# Intro to Hugging face

Similar to what we previously did in [Intro to PyBuda Wrapping](./Intro_to_PyBudaWrapping.ipynb), Hugging Face abstracts out the model architecture, model structure, dataset and sometimes data loading. 

In [14]:
from torch.utils.data import DataLoader, Dataset
from torchvision import transforms

In [2]:
# Load model directly
from transformers import AutoImageProcessor, AutoModelForImageClassification

processor = AutoImageProcessor.from_pretrained("farleyknight/mnist-digit-classification-2022-09-04")
model = AutoModelForImageClassification.from_pretrained("farleyknight/mnist-digit-classification-2022-09-04")

  from .autonotebook import tqdm as notebook_tqdm


In [3]:
from datasets import load_dataset

ds = load_dataset("ylecun/mnist")

In [4]:
train_dataset = ds['train']
test_dataset = ds['test']

In [5]:
PIL_to_tensor = transforms.PILToTensor()

In [22]:
class CustomDataset(Dataset):
    def __init__(self, hf_dataset, transform=None):
        self.dataset = hf_dataset
        self.transform = transform

    def __len__(self):
        return len(self.dataset)

    def __getitem__(self, idx):
        item = self.dataset[idx]
        print('item: ', item.items())
        image = item['image']
        label = item['label']
        
        if self.transform:
            image = self.transform(image)
        
        return image, label

In [27]:
train_dataset = CustomDataset(train_dataset, transform=PIL_to_tensor)
test_dataset = CustomDataset(test_dataset, transform=PIL_to_tensor)

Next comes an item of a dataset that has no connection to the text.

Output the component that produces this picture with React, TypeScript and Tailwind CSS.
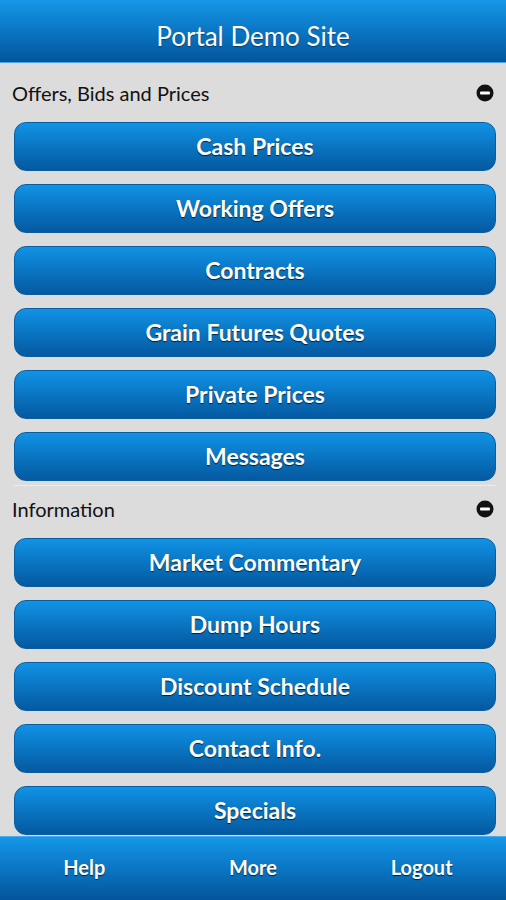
const OFFERS = [
  "Cash Prices",
  "Working Offers",
  "Contracts",
  "Grain Futures Quotes",
  "Private Prices",
  "Messages",
];

const INFO = [
  "Market Commentary",
  "Dump Hours",
  "Discount Schedule",
  "Contact Info.",
  "Specials",
];

function MinusIcon() {
  return (
    <svg width="18" height="18" viewBox="0 0 18 18" className="shrink-0">
      <circle cx="9" cy="9" r="8.5" fill="#111" />
      <rect x="4" y="7.5" width="10" height="3" rx="1" fill="#fff" />
    </svg>
  );
}

function NavButton({ label }: { label: string }) {
  return (
    <button className="h-[49px] w-full rounded-[12px] border border-[#0a5d9e] bg-gradient-to-b from-[#1193e6] to-[#0559a0] text-[23px] font-bold text-white [text-shadow:0_1px_1px_rgba(0,0,0,0.7)]">
      {label}
    </button>
  );
}

export default function App() {
  return (
    <div
      className="flex h-[900px] w-[506px] flex-col overflow-hidden bg-[#dcdcdc]"
      style={{ fontFamily: "Lato, 'Noto Sans', sans-serif" }}
    >
      <header className="flex h-[63px] shrink-0 items-center justify-center border-b border-[#4aa8ec] bg-gradient-to-b from-[#1597e8] via-[#0a76c4] to-[#04559a] pt-[10px]">
        <h1 className="text-[26px] font-normal text-white [text-shadow:0_1px_1px_rgba(0,0,0,0.4)]">
          Portal Demo Site
        </h1>
      </header>

      <section className="pl-[14px] pr-[10px]">
        <div className="flex h-[59px] items-center justify-between">
          <span className="-ml-[2px] text-[20px] text-[#111]">Offers, Bids and Prices</span>
          <span className="mr-[2px]">
            <MinusIcon />
          </span>
        </div>
        <div className="flex flex-col gap-[13px]">
          {OFFERS.map((o) => (
            <NavButton key={o} label={o} />
          ))}
        </div>
      </section>

      <section className="mt-[4px] pl-[14px] pr-[10px]">
        <div className="flex h-[53px] items-center justify-between border-t border-[#ececec] pb-[6px]">
          <span className="-ml-[2px] text-[20px] text-[#111]">Information</span>
          <span className="mr-[2px]">
            <MinusIcon />
          </span>
        </div>
        <div className="flex flex-col gap-[13px]">
          {INFO.map((o) => (
            <NavButton key={o} label={o} />
          ))}
        </div>
      </section>

      <footer className="mt-auto grid h-[64px] shrink-0 grid-cols-3 items-center border-t border-[#4aa8ec] bg-gradient-to-b from-[#1597e8] via-[#0a76c4] to-[#04559a] pb-[4px]">
        {["Help", "More", "Logout"].map((f) => (
          <span
            key={f}
            className="text-center text-[20px] font-bold text-white [text-shadow:0_1px_1px_rgba(0,0,0,0.7)]"
          >
            {f}
          </span>
        ))}
      </footer>
    </div>
  );
}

item:  dict_items([('image', <PIL.PngImagePlugin.PngImageFile image mode=L size=28x28 at 0x138061FD0>), ('label', 5)])


In [28]:
train_dataloader = DataLoader(train_dataset, batch_size=4, shuffle=True)
test_dataloader = DataLoader(test_dataset, batch_size=4, shuffle=False)

In [29]:
data, labels = next(iter(train_dataloader))

item:  dict_items([('image', <PIL.PngImagePlugin.PngImageFile image mode=L size=28x28 at 0x138568970>), ('label', 8)])
item:  dict_items([('image', <PIL.PngImagePlugin.PngImageFile image mode=L size=28x28 at 0x138568460>), ('label', 2)])
item:  dict_items([('image', <PIL.PngImagePlugin.PngImageFile image mode=L size=28x28 at 0x138568E50>), ('label', 9)])
item:  dict_items([('image', <PIL.PngImagePlugin.PngImageFile image mode=L size=28x28 at 0x138568520>), ('label', 5)])


In [30]:
print(labels)

tensor([8, 2, 9, 5])


In [None]:
output = model(data)
print(output)

### NLP Demo

[Official Hugging Face Demo](https://colab.research.google.com/github/huggingface/notebooks/blob/main/transformers_doc/en/pytorch/translation.ipynb#scrollTo=EsoqUtVeh5u-)

### TTS Demo

[Official Hugging Face Demo](https://huggingface.co/docs/transformers/en/model_doc/speech_to_text)

In [None]:
#ripped straight from hugging face
import torch
from transformers import Speech2TextProcessor, Speech2TextForConditionalGeneration
from datasets import load_dataset

model = Speech2TextForConditionalGeneration.from_pretrained("facebook/s2t-medium-mustc-multilingual-st")
processor = Speech2TextProcessor.from_pretrained("facebook/s2t-medium-mustc-multilingual-st")

ds = load_dataset("hf-internal-testing/librispeech_asr_demo", "clean", split="validation")

inputs = processor(ds[0]["audio"]["array"], sampling_rate=ds[0]["audio"]["sampling_rate"], return_tensors="pt")
generated_ids = model.generate(
    inputs["input_features"],
    attention_mask=inputs["attention_mask"],
    forced_bos_token_id=processor.tokenizer.lang_code_to_id["fr"],
)

translation = processor.batch_decode(generated_ids, skip_special_tokens=True)
translation